As you can see, __repr__ in both scenarios behaves the same way: always prints optional_exclude and does not do that for optional_no_repr.
However, in .to_json() optionalExclude is present on the once case and does not for the other while optionalNoRepr is always present.

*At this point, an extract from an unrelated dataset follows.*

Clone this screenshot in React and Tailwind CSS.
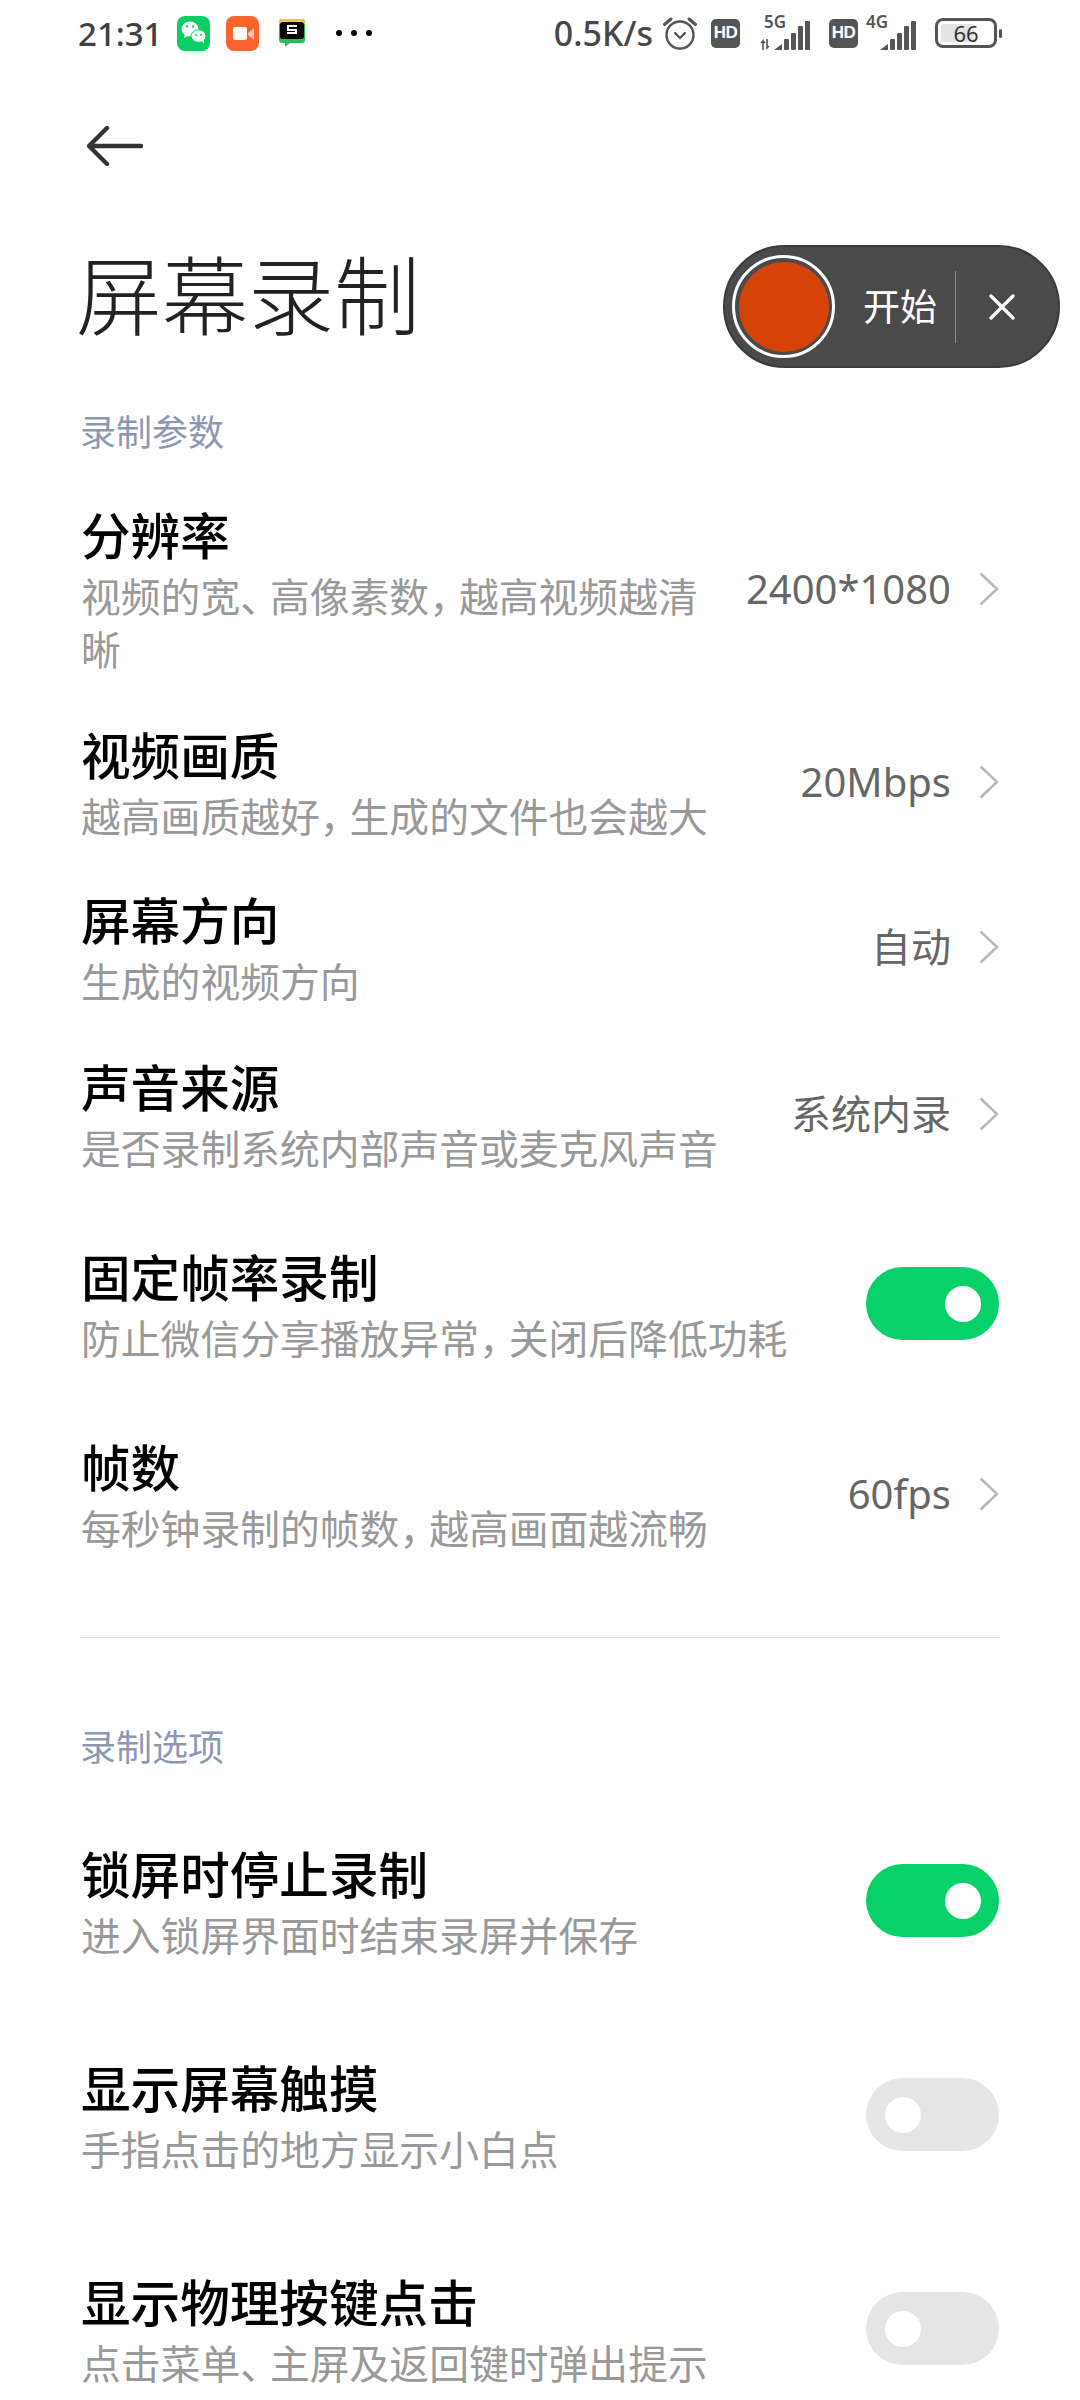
const FONT = "font-['Noto_Sans','Noto_Sans_CJK_SC',sans-serif]";

function WechatIcon() {
  return (
    <svg width="33" height="35" viewBox="0 0 33 35">
      <rect width="33" height="35" rx="8" fill="#0bcf63" />
      <ellipse cx="13" cy="13" rx="8.5" ry="7.5" fill="#fff" />
      <path d="M8 18l-1 4 4-2z" fill="#fff" />
      <ellipse cx="21.5" cy="20" rx="7.5" ry="6.3" fill="#fff" stroke="#0bcf63" strokeWidth="1" />
      <path d="M25 25l2 3 0-4z" fill="#fff" />
      <circle cx="10" cy="10.5" r="1.2" fill="#0bcf63" />
      <circle cx="16" cy="10.5" r="1.2" fill="#0bcf63" />
      <circle cx="19" cy="19" r="1" fill="#0bcf63" />
      <circle cx="24" cy="19" r="1" fill="#0bcf63" />
    </svg>
  );
}

function RecorderIcon() {
  return (
    <svg width="33" height="35" viewBox="0 0 33 35">
      <rect width="33" height="35" rx="8" fill="#fb642c" />
      <rect x="7" y="11" width="14" height="13" rx="2" fill="#fff" />
      <path d="M22 17l6-5v12l-6-5z" fill="#fdc3ac" />
    </svg>
  );
}

function ChatSIcon() {
  return (
    <svg width="26" height="28" viewBox="0 0 26 28">
      <path d="M3 0h20a3 3 0 013 3v18a3 3 0 01-3 3H11l-5 4v-4H3a3 3 0 01-3-3V3a3 3 0 013-3z" fill="#27c24c" />
      <path d="M3 0h20a3 3 0 013 3v2H0V3a3 3 0 013-3z" fill="#f1c24a" />
      <rect x="1" y="3" width="24" height="17" rx="3" fill="#050505" />
      <path d="M18 7H9v4h8v3H8" fill="none" stroke="#fff" strokeWidth="2" />
    </svg>
  );
}

function AlarmIcon() {
  return (
    <svg width="34" height="36" viewBox="0 0 34 36" fill="none" stroke="#555" strokeWidth="2.4" strokeLinecap="round" strokeLinejoin="round">
      <circle cx="17" cy="20" r="13.5" />
      <path d="M12 18l5 5 5-5" />
      <path d="M1.5 9.5L8 4M32.5 9.5L26 4" strokeWidth="3" />
    </svg>
  );
}

function HdBadge() {
  return (
    <div className="w-[29px] h-[29px] rounded-[5px] bg-[#555555] flex items-center justify-center text-[17px] font-bold text-white font-['Liberation_Sans',sans-serif] tracking-[-0.5px]">
      HD
    </div>
  );
}

function Signal({ label, arrows }) {
  return (
    <div className="relative w-[54px] h-[36px]">
      <svg className="absolute left-0 top-0" width="54" height="36" viewBox="0 0 54 36" fill="#555">
        {arrows && <path d="M3 35v-9l-2 2M3 26l2 2M7 24v9l2-2" stroke="#555" strokeWidth="1.6" fill="none" />}
        <path d="M14 35l8-6v6z" />
        <rect x="24" y="24" width="5" height="11" rx="1" />
        <rect x="31" y="18" width="5" height="17" rx="1" />
        <rect x="38" y="11" width="5" height="24" rx="1" />
        <rect x="45" y="6" width="5" height="29" rx="1" />
      </svg>
      <span className={`absolute top-[-3px] text-[17px] leading-[20px] font-semibold text-[#555555] ${arrows ? "left-[4px]" : "left-0"}`}>
        {label}
      </span>
    </div>
  );
}

function Battery() {
  return (
    <div className="flex items-center gap-[2px]">
      <div className="w-[62px] h-[30px] rounded-[8px] border-[3px] border-[#555555] p-[3px] relative">
        <div className="h-full w-[66%] rounded-[2px] bg-[#e3e3e3]" />
        <span className="absolute inset-0 flex items-center justify-center text-[22px] leading-none text-[#333333]">66</span>
      </div>
      <div className="w-[3px] h-[9px] rounded-full bg-[#555555]" />
    </div>
  );
}

function StatusBar() {
  return (
    <div className="h-[66px] flex items-center pl-[78px] pr-[78px]">
      <span className="w-[99px] text-[33px] font-medium text-[#404040] leading-none">21:31</span>
      <WechatIcon />
      <div className="w-[16px]" />
      <RecorderIcon />
      <div className="w-[20px]" />
      <ChatSIcon />
      <div className="ml-[31px] flex gap-[9px]">
        <div className="w-[6px] h-[6px] rounded-full bg-black" />
        <div className="w-[6px] h-[6px] rounded-full bg-black" />
        <div className="w-[6px] h-[6px] rounded-full bg-black" />
      </div>
      <div className="ml-auto flex items-center">
        <span className="text-[34px] font-medium text-[#484848] leading-none mr-[10px]">0.5K/s</span>
        <AlarmIcon />
        <div className="w-[14px]" />
        <HdBadge />
        <div className="w-[20px]" />
        <Signal label="5G" arrows />
        <div className="w-[15px]" />
        <HdBadge />
        <div className="w-[8px]" />
        <Signal label="4G" />
        <div className="w-[15px]" />
        <Battery />
      </div>
    </div>
  );
}

function Toggle({ on }) {
  return (
    <div className={`w-[133px] h-[73px] rounded-full shrink-0 flex items-center ${on ? "bg-[#07d168] justify-end pr-[18px]" : "bg-[#e5e5e5] pl-[19px]"}`}>
      <div className="w-[36px] h-[36px] rounded-full bg-white" />
    </div>
  );
}

function Chevron() {
  return (
    <svg width="20" height="34" viewBox="0 0 20 34" fill="none" stroke="#b8b8b8" strokeWidth="2.6" className="shrink-0 ml-[28px]">
      <path d="M1.5 1.5L18 17 1.5 32.5" />
    </svg>
  );
}

// the phone's font sets these two marks narrower than a full em
function Sub({ text }) {
  return text.split(/([，、])/).map((part, i) =>
    part === "，" || part === "、" ? (
      <span key={i} className="tracking-[-10px]">{part}</span>
    ) : (
      part
    )
  );
}

function Row({ title, sub, value, toggle, className = "" }) {
  return (
    <div className={`flex items-center justify-between ${className}`}>
      <div className={`shrink-0 ${value ? "w-[650px]" : "w-[720px]"}`}>
        <div className="text-[49.6px] leading-[60px] font-medium text-black">{title}</div>
        <div className="mt-[4px] text-[39.8px] leading-[53px] text-[#999999]">
          <Sub text={sub} />
        </div>
      </div>
      {value && (
        <div className="flex items-center pb-[5px]">
          <span className="text-[40px] text-[#666666] whitespace-nowrap">{value}</span>
          <Chevron />
        </div>
      )}
      {toggle !== undefined && (
        <div className="pb-[6px]">
          <Toggle on={toggle} />
        </div>
      )}
    </div>
  );
}

function SectionLabel({ children, className = "" }) {
  return <div className={`text-[36px] leading-[50px] text-[#8c97b4] ${className}`}>{children}</div>;
}

function FloatingRecorder() {
  return (
    <div className="absolute left-[723px] top-[245px] w-[337px] h-[123px] rounded-full bg-[#4a4a4a] border-[2px] border-[#3a3a3a] flex items-center pl-[7px]">
      <div className="w-[103px] h-[103px] rounded-full border-[3px] border-white flex items-center justify-center shrink-0">
        <div className="w-[90px] h-[90px] rounded-full bg-[#d54309]" />
      </div>
      <span className="ml-[28px] text-[37px] text-white leading-none">开始</span>
      <div className="ml-[18px] w-px h-[72px] bg-[#8a8a8a]" />
      <svg width="26" height="26" viewBox="0 0 26 26" className="ml-[33px]" stroke="#fff" strokeWidth="3.2" strokeLinecap="round">
        <path d="M2 2l22 22M24 2L2 24" />
      </svg>
    </div>
  );
}

export default function App() {
  return (
    <div className={`relative w-[1080px] h-[2400px] overflow-hidden bg-white ${FONT}`}>
      <StatusBar />
      <FloatingRecorder />

      {/* Back arrow */}
      <div className="pl-[87px] pt-[60px]">
        <svg width="56" height="40" viewBox="0 0 56 40" fill="none" stroke="#333" strokeWidth="4.4" strokeLinecap="round" strokeLinejoin="round" className="block">
          <path d="M54 20H3M20 2L2 20l18 18" />
        </svg>
      </div>

      <main className="px-[81px]">
        <h1 className="mt-[70px] ml-[-5px] text-[86px] leading-[120px] font-light text-[#222222]">屏幕录制</h1>

        <SectionLabel className="mt-[52px] ml-[-1px]">录制参数</SectionLabel>

        <Row className="mt-[48px]" title="分辨率" sub="视频的宽、高像素数，越高视频越清晰" value="2400*1080" />
        <Row className="mt-[50px]" title="视频画质" sub="越高画质越好，生成的文件也会越大" value="20Mbps" />
        <Row className="mt-[48px]" title="屏幕方向" sub="生成的视频方向" value="自动" />
        <Row className="mt-[50px]" title="声音来源" sub="是否录制系统内部声音或麦克风声音" value="系统内录" />
        <Row className="mt-[73px]" title="固定帧率录制" sub="防止微信分享播放异常，关闭后降低功耗" toggle={true} />
        <Row className="mt-[73px]" title="帧数" sub="每秒钟录制的帧数，越高画面越流畅" value="60fps" />

        <div className="mt-[82px] h-px bg-[#e2e2e2]" />

        <SectionLabel className="mt-[85px] ml-[-1px]">录制选项</SectionLabel>

        <Row className="mt-[72px]" title="锁屏时停止录制" sub="进入锁屏界面时结束录屏并保存" toggle={true} />
        <Row className="mt-[97px]" title="显示屏幕触摸" sub="手指点击的地方显示小白点" toggle={false} />
        <Row className="mt-[97px]" title="显示物理按键点击" sub="点击菜单、主屏及返回键时弹出提示" toggle={false} />
      </main>
    </div>
  );
}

Answer 3 · 2023-12-17T19:32:29.000Z

If you still want this behaviour, you can use this as a reference:

from abc import ABC
from dataclasses import dataclass, fields, field
from typing import *

@dataclass
class DataclassSmartRepr(ABC):
    def __repr__(self):
        tokens: List[str] = list()
        
        for f in fields(self):
            if (f.repr and (v := getattr(self, f.name, None)) is not None):
                tokens.append(f'{f.name}={v!r}')
        
        return f"{type(self).__name__}({', '.join(tokens)})"

@dataclass
class ReprTest:
    optional_with_repr_one: Optional[str] = field(default=None, repr=True)
    optional_with_repr_two: Optional[str] = field(default=None, repr=True)
    optional_no_repr: Optional[str] = field(default=None, repr=False)
    
    __repr__ = DataclassSmartRepr.__repr__

DataclassSmartRepr.register(ReprTest)

r1 = ReprTest()
r2 = ReprTest(optional_with_repr_one='one', optional_with_repr_two='two', optional_no_repr='three')

print("FIRST:")
print(r1)
print()

print("SECOND:")
print(r2)

Output:

FIRST:
ReprTest()

SECOND:
ReprTest(optional_with_repr_one='one', optional_with_repr_two='two')

Answer 4 · 2023-12-17T19:55:51.000Z

Thanks @USSX-Hares , I understand now.